Gérard GALTIER, "Les langues africaines, l'éducation et l'édition", 1ère partie de l'article, 

La seconde partie : L'échec du passage à l'écrit des langues africaines

 

Faut-il utiliser les langues nationales à l’école?

S’il est une question lancinante dans le milieu de la recherche universitaire en Afrique c’est bien l’introduction, plutôt l’utilisation des langues nationales à l’école. Un colloque s’était récemment tenu à Dakar (Sénégal) sur le thème « Multilinguisme et Politique des langues en Afrique de l’Ouest Francophone et Anglophone ». Le but avéré était de mettre à profit ce multilinguisme comme défi pour la politique d’éducation. Le postulat de départ était que l’utilisation des langues nationales à l’école serait non seulement un vecteur de la valorisation des langues nationales, mais aussi un moyen de promouvoir la culture africaine. S’il convient de louer et d’encourager une telle finalité, force est de remarquer que cela peut poser des problèmes en pratique.

Les différents pays africains ont pour principale caractéristique ou richesse, serais-je même tenté de dire, d’être dotés d’un vivier linguistique non négligeable. A ce titre, toutes les langues ne peuvent pas être utilisées comme moyen d’enseignement et se posera en conséquence un problème de sélection. Cette sélection n’est toutefois pas souhaitable en ce qu’elle est d’une part source de conflit et d’autre part fait prévaloir une culture sur une autre. Une telle situation serait donc de nature à compromettre les finalités recherchées.

En outre, introduire les langues nationales dans le système éducatif revient à remettre en cause l’utilisation du français, du portugais ou de l’anglais, c’est selon, comme langue officielle. Pourtant ces langues, même si on peut y voir un impérialisme culturel, ont permis d’éliminer toutes les particularités linguistiques. Et en tant que vecteur d’unité, leur maintien s’avère nécessaire.

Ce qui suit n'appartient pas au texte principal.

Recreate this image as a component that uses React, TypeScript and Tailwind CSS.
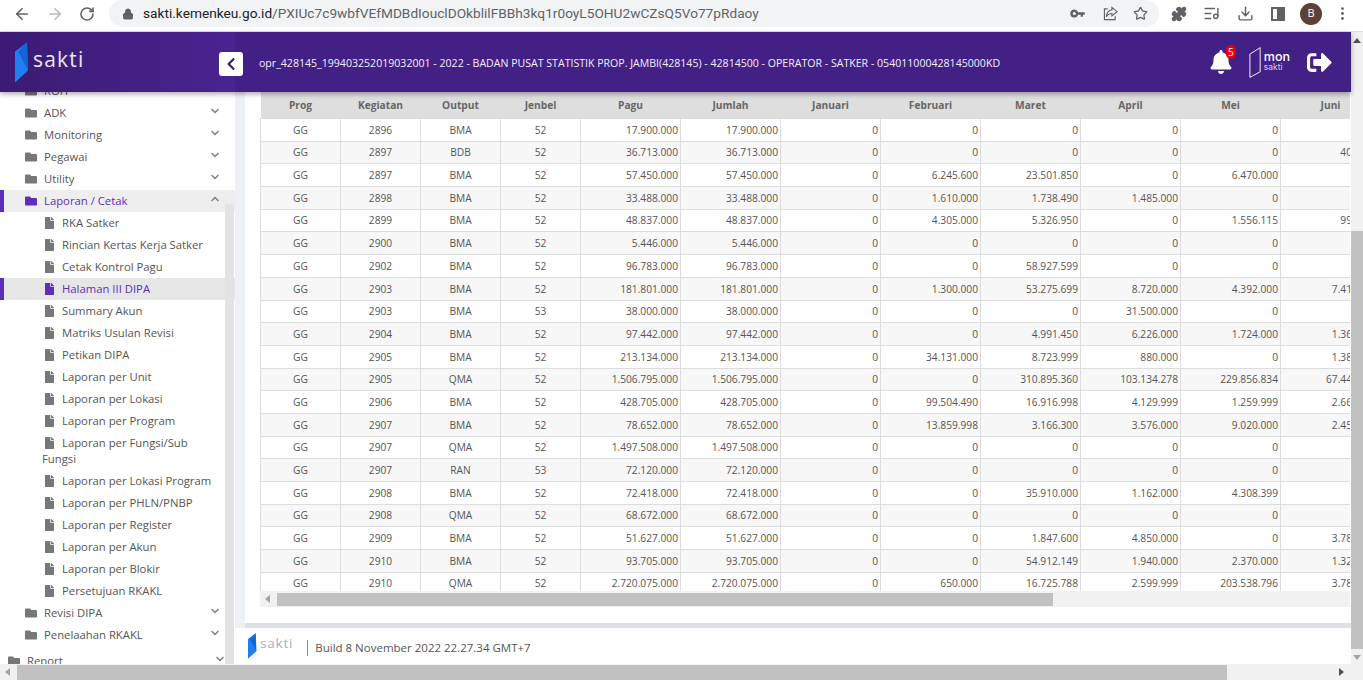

De plus, le contexte présent de la mondialisation n’est pas propice à l’utilisation des langues nationales, à titre principale, dans le système éducatif. En effet, l’introduction des langues nationales comme vecteur de l’enseignement, reviendrait à en faire les langues officielles. Le temps que nécessiterait une telle introduction n’est pas négligeable.  Et dans un contexte de compétition accrue, cela peut paraitre contre productif d’encourager une voie nationale dans le seul but de promouvoir  la culture africaine, les inconvénients qui en découlent paralysant l’objectif principal recherché.

Outre cette contrainte liée au temps, il y a aussi la question des avantages d’une telle promotion au niveau international. Les risques qui pèsent sur une telle opération justifient d’y renoncer.  Certains esprits  citeront l’exemple de la Chine pour justifier de la possibilité d’utiliser les langues nationales comme moyen de promotion des valeurs et de l’histoire africaine. Mais il faut souligner que la Chine n’est pas dans la même situation que l’Afrique. Elle a toujours promu le chinois ; sa résurrection économique présente facilite naturellement le développement de sa langue. L’Afrique ne se trouve pas dans la même situation. Les langues coloniales sont aujourd’hui rentrées dans son histoire mais aussi dans son patrimoine. Troquer la langue du colon pour les langues nationales aurait des conséquences difficiles à déterminer.

Pour autant il est louable et même nécessaire de promouvoir la culture africaine. Je partage amplement le postulat de départ. Ce sont les moyens que je réfute. La promotion de la culture africaine peut passer par d’autres procédés. La promotion du cinéma et des valeurs africains, le développement des programmes d’histoire sont, entre autres, d’autres moyens de promotion de notre riche culture.